→ Work required
All of the data should be output character for character, except the pictures.

# START OF Supplied information

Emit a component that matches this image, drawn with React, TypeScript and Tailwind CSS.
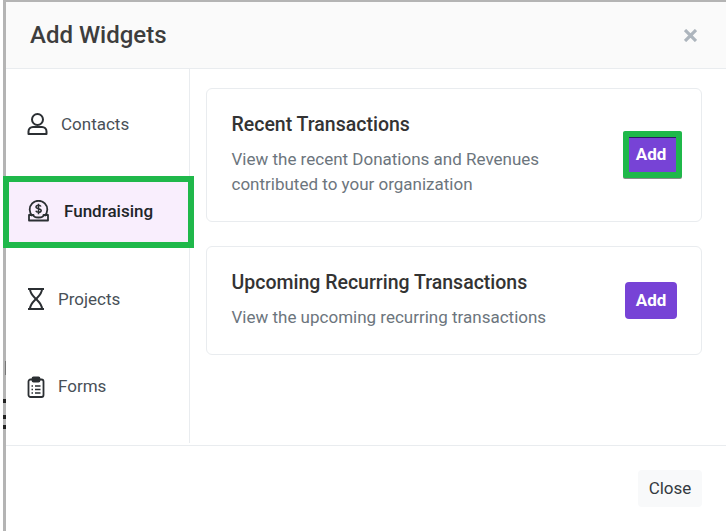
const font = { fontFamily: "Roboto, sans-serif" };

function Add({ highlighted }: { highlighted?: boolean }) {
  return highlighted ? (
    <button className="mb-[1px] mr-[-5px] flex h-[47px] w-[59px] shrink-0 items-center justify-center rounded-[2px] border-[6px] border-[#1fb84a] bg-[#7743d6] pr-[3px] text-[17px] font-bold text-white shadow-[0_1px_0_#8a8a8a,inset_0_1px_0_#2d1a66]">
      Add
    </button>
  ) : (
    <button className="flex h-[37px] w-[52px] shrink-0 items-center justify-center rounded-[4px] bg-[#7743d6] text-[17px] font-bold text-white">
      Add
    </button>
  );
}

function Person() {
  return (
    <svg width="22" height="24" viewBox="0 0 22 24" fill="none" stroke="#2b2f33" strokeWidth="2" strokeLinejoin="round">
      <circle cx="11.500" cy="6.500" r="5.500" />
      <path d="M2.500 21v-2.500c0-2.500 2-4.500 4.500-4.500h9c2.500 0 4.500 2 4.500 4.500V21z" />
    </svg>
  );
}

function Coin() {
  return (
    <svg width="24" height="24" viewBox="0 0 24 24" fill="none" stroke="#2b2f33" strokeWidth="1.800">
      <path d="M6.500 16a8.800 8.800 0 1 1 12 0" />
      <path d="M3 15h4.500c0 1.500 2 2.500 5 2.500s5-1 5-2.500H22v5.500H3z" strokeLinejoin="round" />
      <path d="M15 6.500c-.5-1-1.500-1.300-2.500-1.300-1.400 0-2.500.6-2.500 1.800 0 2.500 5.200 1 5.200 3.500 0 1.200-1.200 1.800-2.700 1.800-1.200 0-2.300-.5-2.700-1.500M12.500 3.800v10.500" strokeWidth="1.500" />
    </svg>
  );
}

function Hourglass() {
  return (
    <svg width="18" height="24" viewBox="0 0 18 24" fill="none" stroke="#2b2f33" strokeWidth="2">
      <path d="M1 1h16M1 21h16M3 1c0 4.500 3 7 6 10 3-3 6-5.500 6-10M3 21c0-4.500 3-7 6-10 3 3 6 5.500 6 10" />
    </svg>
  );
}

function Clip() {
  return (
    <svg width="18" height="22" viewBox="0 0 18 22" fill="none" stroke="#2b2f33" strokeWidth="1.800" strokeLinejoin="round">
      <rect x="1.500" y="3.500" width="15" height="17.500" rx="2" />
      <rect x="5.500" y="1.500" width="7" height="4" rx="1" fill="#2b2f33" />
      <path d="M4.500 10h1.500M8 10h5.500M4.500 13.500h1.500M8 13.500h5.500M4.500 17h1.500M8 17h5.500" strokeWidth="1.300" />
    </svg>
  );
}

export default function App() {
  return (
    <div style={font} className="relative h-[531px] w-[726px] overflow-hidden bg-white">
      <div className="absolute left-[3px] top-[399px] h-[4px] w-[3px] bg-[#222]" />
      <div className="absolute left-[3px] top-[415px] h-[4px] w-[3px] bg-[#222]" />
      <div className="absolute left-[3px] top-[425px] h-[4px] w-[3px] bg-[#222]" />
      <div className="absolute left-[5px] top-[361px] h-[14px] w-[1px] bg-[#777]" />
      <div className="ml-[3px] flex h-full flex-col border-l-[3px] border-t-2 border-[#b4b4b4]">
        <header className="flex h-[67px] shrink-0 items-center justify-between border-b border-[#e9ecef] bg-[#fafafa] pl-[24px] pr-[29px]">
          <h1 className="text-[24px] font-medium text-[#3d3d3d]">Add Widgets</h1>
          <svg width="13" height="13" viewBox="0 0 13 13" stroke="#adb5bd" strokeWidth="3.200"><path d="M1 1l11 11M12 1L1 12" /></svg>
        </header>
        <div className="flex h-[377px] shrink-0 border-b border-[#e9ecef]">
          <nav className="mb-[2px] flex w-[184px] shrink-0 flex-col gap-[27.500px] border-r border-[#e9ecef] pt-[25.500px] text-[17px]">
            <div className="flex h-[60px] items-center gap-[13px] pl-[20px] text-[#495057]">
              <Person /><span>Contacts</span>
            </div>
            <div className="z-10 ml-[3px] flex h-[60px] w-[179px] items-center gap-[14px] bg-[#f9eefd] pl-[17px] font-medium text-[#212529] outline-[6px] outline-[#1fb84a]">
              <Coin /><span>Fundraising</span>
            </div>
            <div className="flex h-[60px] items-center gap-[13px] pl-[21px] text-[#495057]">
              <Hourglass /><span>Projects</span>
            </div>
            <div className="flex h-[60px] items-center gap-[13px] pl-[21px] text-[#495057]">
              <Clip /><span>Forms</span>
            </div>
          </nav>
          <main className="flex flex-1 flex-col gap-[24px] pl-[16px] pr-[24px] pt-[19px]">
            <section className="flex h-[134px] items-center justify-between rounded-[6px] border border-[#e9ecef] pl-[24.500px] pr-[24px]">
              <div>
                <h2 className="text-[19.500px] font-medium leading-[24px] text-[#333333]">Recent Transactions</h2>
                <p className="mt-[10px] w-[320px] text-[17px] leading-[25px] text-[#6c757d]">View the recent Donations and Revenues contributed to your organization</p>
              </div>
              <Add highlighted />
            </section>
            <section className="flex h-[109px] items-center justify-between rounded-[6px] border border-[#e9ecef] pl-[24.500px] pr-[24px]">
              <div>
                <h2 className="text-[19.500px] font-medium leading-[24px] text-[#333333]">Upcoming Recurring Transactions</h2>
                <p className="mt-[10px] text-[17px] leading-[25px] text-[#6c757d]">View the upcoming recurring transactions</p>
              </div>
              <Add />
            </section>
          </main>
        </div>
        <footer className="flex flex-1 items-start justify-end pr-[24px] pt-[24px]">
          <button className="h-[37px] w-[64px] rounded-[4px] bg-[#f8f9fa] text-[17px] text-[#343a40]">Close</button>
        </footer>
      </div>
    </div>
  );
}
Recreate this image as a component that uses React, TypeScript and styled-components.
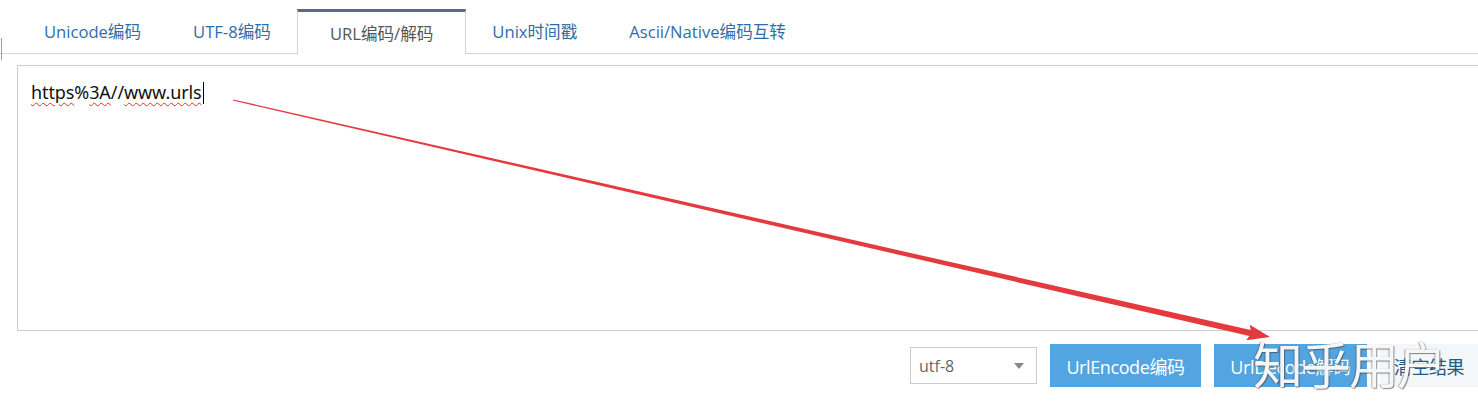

# END OF Supplied information

→ The solution
Emit a component that matches this image, drawn with React, TypeScript and Tailwind CSS.
const font = { fontFamily: "Roboto, sans-serif" };

function Add({ highlighted }: { highlighted?: boolean }) {
  return highlighted ? (
    <button className="mb-[1px] mr-[-5px] flex h-[47px] w-[59px] shrink-0 items-center justify-center rounded-[2px] border-[6px] border-[#1fb84a] bg-[#7743d6] pr-[3px] text-[17px] font-bold text-white shadow-[0_1px_0_#8a8a8a,inset_0_1px_0_#2d1a66]">
      Add
    </button>
  ) : (
    <button className="flex h-[37px] w-[52px] shrink-0 items-center justify-center rounded-[4px] bg-[#7743d6] text-[17px] font-bold text-white">
      Add
    </button>
  );
}

function Person() {
  return (
    <svg width="22" height="24" viewBox="0 0 22 24" fill="none" stroke="#2b2f33" strokeWidth="2" strokeLinejoin="round">
      <circle cx="11.500" cy="6.500" r="5.500" />
      <path d="M2.500 21v-2.500c0-2.500 2-4.500 4.500-4.500h9c2.500 0 4.500 2 4.500 4.500V21z" />
    </svg>
  );
}

function Coin() {
  return (
    <svg width="24" height="24" viewBox="0 0 24 24" fill="none" stroke="#2b2f33" strokeWidth="1.800">
      <path d="M6.500 16a8.800 8.800 0 1 1 12 0" />
      <path d="M3 15h4.500c0 1.500 2 2.500 5 2.500s5-1 5-2.500H22v5.500H3z" strokeLinejoin="round" />
      <path d="M15 6.500c-.5-1-1.500-1.300-2.500-1.300-1.400 0-2.500.6-2.500 1.800 0 2.500 5.200 1 5.200 3.500 0 1.200-1.200 1.800-2.700 1.800-1.200 0-2.300-.5-2.700-1.500M12.500 3.800v10.500" strokeWidth="1.500" />
    </svg>
  );
}

function Hourglass() {
  return (
    <svg width="18" height="24" viewBox="0 0 18 24" fill="none" stroke="#2b2f33" strokeWidth="2">
      <path d="M1 1h16M1 21h16M3 1c0 4.500 3 7 6 10 3-3 6-5.500 6-10M3 21c0-4.500 3-7 6-10 3 3 6 5.500 6 10" />
    </svg>
  );
}

function Clip() {
  return (
    <svg width="18" height="22" viewBox="0 0 18 22" fill="none" stroke="#2b2f33" strokeWidth="1.800" strokeLinejoin="round">
      <rect x="1.500" y="3.500" width="15" height="17.500" rx="2" />
      <rect x="5.500" y="1.500" width="7" height="4" rx="1" fill="#2b2f33" />
      <path d="M4.500 10h1.500M8 10h5.500M4.500 13.500h1.500M8 13.500h5.500M4.500 17h1.500M8 17h5.500" strokeWidth="1.300" />
    </svg>
  );
}

export default function App() {
  return (
    <div style={font} className="relative h-[531px] w-[726px] overflow-hidden bg-white">
      <div className="absolute left-[3px] top-[399px] h-[4px] w-[3px] bg-[#222]" />
      <div className="absolute left-[3px] top-[415px] h-[4px] w-[3px] bg-[#222]" />
      <div className="absolute left-[3px] top-[425px] h-[4px] w-[3px] bg-[#222]" />
      <div className="absolute left-[5px] top-[361px] h-[14px] w-[1px] bg-[#777]" />
      <div className="ml-[3px] flex h-full flex-col border-l-[3px] border-t-2 border-[#b4b4b4]">
        <header className="flex h-[67px] shrink-0 items-center justify-between border-b border-[#e9ecef] bg-[#fafafa] pl-[24px] pr-[29px]">
          <h1 className="text-[24px] font-medium text-[#3d3d3d]">Add Widgets</h1>
          <svg width="13" height="13" viewBox="0 0 13 13" stroke="#adb5bd" strokeWidth="3.200"><path d="M1 1l11 11M12 1L1 12" /></svg>
        </header>
        <div className="flex h-[377px] shrink-0 border-b border-[#e9ecef]">
          <nav className="mb-[2px] flex w-[184px] shrink-0 flex-col gap-[27.500px] border-r border-[#e9ecef] pt-[25.500px] text-[17px]">
            <div className="flex h-[60px] items-center gap-[13px] pl-[20px] text-[#495057]">
              <Person /><span>Contacts</span>
            </div>
            <div className="z-10 ml-[3px] flex h-[60px] w-[179px] items-center gap-[14px] bg-[#f9eefd] pl-[17px] font-medium text-[#212529] outline-[6px] outline-[#1fb84a]">
              <Coin /><span>Fundraising</span>
            </div>
            <div className="flex h-[60px] items-center gap-[13px] pl-[21px] text-[#495057]">
              <Hourglass /><span>Projects</span>
            </div>
            <div className="flex h-[60px] items-center gap-[13px] pl-[21px] text-[#495057]">
              <Clip /><span>Forms</span>
            </div>
          </nav>
          <main className="flex flex-1 flex-col gap-[24px] pl-[16px] pr-[24px] pt-[19px]">
            <section className="flex h-[134px] items-center justify-between rounded-[6px] border border-[#e9ecef] pl-[24.500px] pr-[24px]">
              <div>
                <h2 className="text-[19.500px] font-medium leading-[24px] text-[#333333]">Recent Transactions</h2>
                <p className="mt-[10px] w-[320px] text-[17px] leading-[25px] text-[#6c757d]">View the recent Donations and Revenues contributed to your organization</p>
              </div>
              <Add highlighted />
            </section>
            <section className="flex h-[109px] items-center justify-between rounded-[6px] border border-[#e9ecef] pl-[24.500px] pr-[24px]">
              <div>
                <h2 className="text-[19.500px] font-medium leading-[24px] text-[#333333]">Upcoming Recurring Transactions</h2>
                <p className="mt-[10px] text-[17px] leading-[25px] text-[#6c757d]">View the upcoming recurring transactions</p>
              </div>
              <Add />
            </section>
          </main>
        </div>
        <footer className="flex flex-1 items-start justify-end pr-[24px] pt-[24px]">
          <button className="h-[37px] w-[64px] rounded-[4px] bg-[#f8f9fa] text-[17px] text-[#343a40]">Close</button>
        </footer>
      </div>
    </div>
  );
}
Recreate this image as a component that uses React, TypeScript and styled-components.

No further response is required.